Extract and list every line that contains the word "components".
=== PROVIDED DATA ===
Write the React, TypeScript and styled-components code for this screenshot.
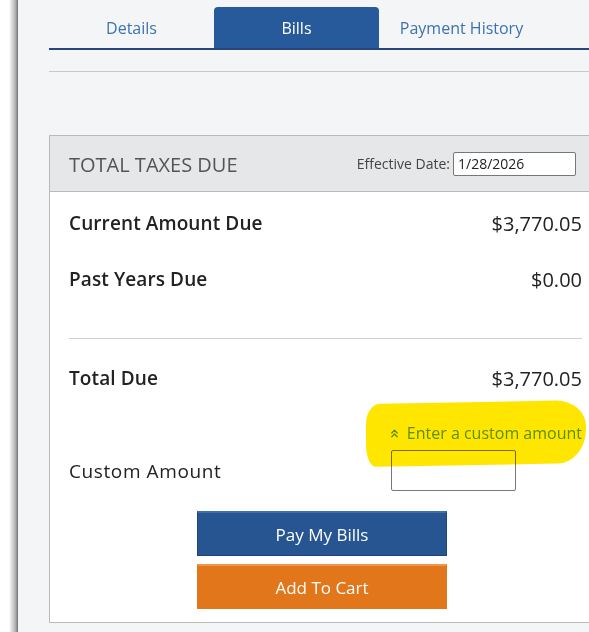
import React from "react";
import styled, { createGlobalStyle } from "styled-components";
import { ChevronsUp } from "lucide-react";

const GlobalStyle = createGlobalStyle`
    html, body {
        margin: 0;
        padding: 0;
        background: #ffffff;
        font-family: "Open Sans", "Noto Sans", sans-serif;
        overflow: hidden;
    }
`

const Page = styled.div`
    display: flex;
    flex-direction: row;
    min-height: 632px;
    overflow: hidden;
`

const Edge = styled.div`
    width: 18px;
    flex-shrink: 0;
    background: linear-gradient(to right, #ffffff 0px, #ffffff 9px, #e4e4e4 11px, #b8b8b8 15px, #8c8c8c 17px, #6e6e6e 18px);
`

const Main = styled.div`
    flex: 1;
    min-width: 0;
    overflow: hidden;
    background: #f4f5f7;
    padding-left: 31px;
`

const Tabs = styled.div`
    display: flex;
    flex-direction: row;
    margin-top: 7px;
    border-bottom: 2px solid #26477a;
`

const Tab = styled.div<{ active?: boolean }>`
    width: 165px;
    height: 41px;
    display: flex;
    align-items: center;
    justify-content: center;
    font-size: 16px;
    border-radius: 4px 4px 0 0;
    color: ${p => (p.active ? "#ffffff" : "#3d73ad")};
    background: ${p => (p.active ? "#265a9a" : "transparent")};
`

const Rule = styled.div`
    margin-top: 21px;
    height: 1px;
    background: #c8c9cb;
`

const Box = styled.div`
    margin-top: 63px;
    width: 546px;
    border: 1px solid #b9babc;
    background: #ffffff;
`

const Header = styled.div`
    height: 55px;
    display: flex;
    align-items: center;
    justify-content: space-between;
    padding: 0 20px 0 19px;
    background: #e6e7e9;
    border-bottom: 1px solid #b9babc;
`

const Title = styled.div`
    font-size: 20px;
    color: #555555;
    padding-top: 1px;
`

const DateField = styled.label`
    display: flex;
    align-items: center;
    gap: 3px;
    font-size: 14px;
    color: #444444;
`

const DateInput = styled.input`
    width: 113px;
    height: 22px;
    padding: 0 4px;
    border: 1px solid #777777;
    border-radius: 2px;
    font-family: inherit;
    font-size: 14px;
    color: #222222;
    outline: none;
`

const Body = styled.div`
    padding: 3px 14px 13px 19px;
    position: relative;
`

const Row = styled.div`
    height: 56px;
    display: flex;
    align-items: center;
    justify-content: space-between;
    font-size: 19px;
    color: #222222;
`

const Label = styled.span`
    font-weight: 600;
    letter-spacing: 0.1px;
`

const Amount = styled.span`
    font-size: 20px;
`

const Divider = styled.div`
    margin: 31px 0 11px;
    height: 1px;
    background: #cfcfcf;
`

const LinkRow = styled.div`
    margin-top: 17px;
    height: 20px;
    display: flex;
    align-items: center;
    justify-content: flex-end;
    gap: 6px;
    font-size: 16px;
    color: #5c9e1c;
`

const Highlight = styled.div`
    position: absolute;
    left: 316px;
    top: 210px;
    width: 220px;
    height: 63px;
    background: #ffe600;
    mix-blend-mode: multiply;
    border-radius: 14px 30px 28px 10px / 20px 26px 34px 22px;
    transform: skewY(-1deg);
    pointer-events: none;
`

const CustomRow = styled.div`
    margin-top: 7px;
    display: grid;
    grid-template-columns: 322px 125px;
    align-items: center;
`

const CustomLabel = styled.span`
    font-size: 19px;
    letter-spacing: 0.6px;
    color: #222222;
`

const AmountInput = styled.input`
    box-sizing: border-box;
    width: 125px;
    height: 41px;
    border: 1px solid #777777;
    border-radius: 2px;
    background: transparent;
    outline: none;
`

const Buttons = styled.div`
    margin-top: 20px;
    display: flex;
    flex-direction: column;
    align-items: center;
    gap: 8px;
    padding-right: 7px;
`

const ActionButton = styled.button<{ color: string; edge: string; shine: string }>`
    width: 250px;
    height: 45px;
    border: 1px solid ${p => p.edge};
    border-top: 2px solid ${p => p.shine};
    background: ${p => p.color};
    color: #ffffff;
    font-family: inherit;
    font-size: 17px;
    cursor: pointer;
`

const App = () => {
    return (
        <>
            <GlobalStyle />
            <Page>
                <Edge />
                <Main>
                    <Tabs>
                        <Tab>Details</Tab>
                        <Tab active>Bills</Tab>
                        <Tab>Payment History</Tab>
                    </Tabs>
                    <Rule />
                    <Box>
                        <Header>
                            <Title>TOTAL TAXES DUE</Title>
                            <DateField>
                                Effective Date:
                                <DateInput defaultValue="1/28/2026" />
                            </DateField>
                        </Header>
                        <Body>
                            <Row>
                                <Label>Current Amount Due</Label>
                                <Amount>$3,770.05</Amount>
                            </Row>
                            <Row>
                                <Label>Past Years Due</Label>
                                <Amount>$0.00</Amount>
                            </Row>
                            <Divider />
                            <Row>
                                <Label>Total Due</Label>
                                <Amount>$3,770.05</Amount>
                            </Row>
                            <LinkRow>
                                <ChevronsUp size={13} strokeWidth={2.5} />
                                Enter a custom amount
                            </LinkRow>
                            <CustomRow>
                                <CustomLabel>Custom Amount</CustomLabel>
                                <AmountInput />
                            </CustomRow>
                            <Buttons>
                                <ActionButton color="#265592" edge="#1d457c" shine="#3a6fb0">
                                    Pay My Bills
                                </ActionButton>
                                <ActionButton color="#e2761b" edge="#e2761b" shine="#f0964a">
                                    Add To Cart
                                </ActionButton>
                            </Buttons>
                            <Highlight />
                        </Body>
                    </Box>
                </Main>
            </Page>
        </>
    );
};

export default App;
===
## RESPONSE FOR THIS EXERCISE
Write the React, TypeScript and styled-components code for this screenshot.
import styled, { createGlobalStyle } from "styled-components";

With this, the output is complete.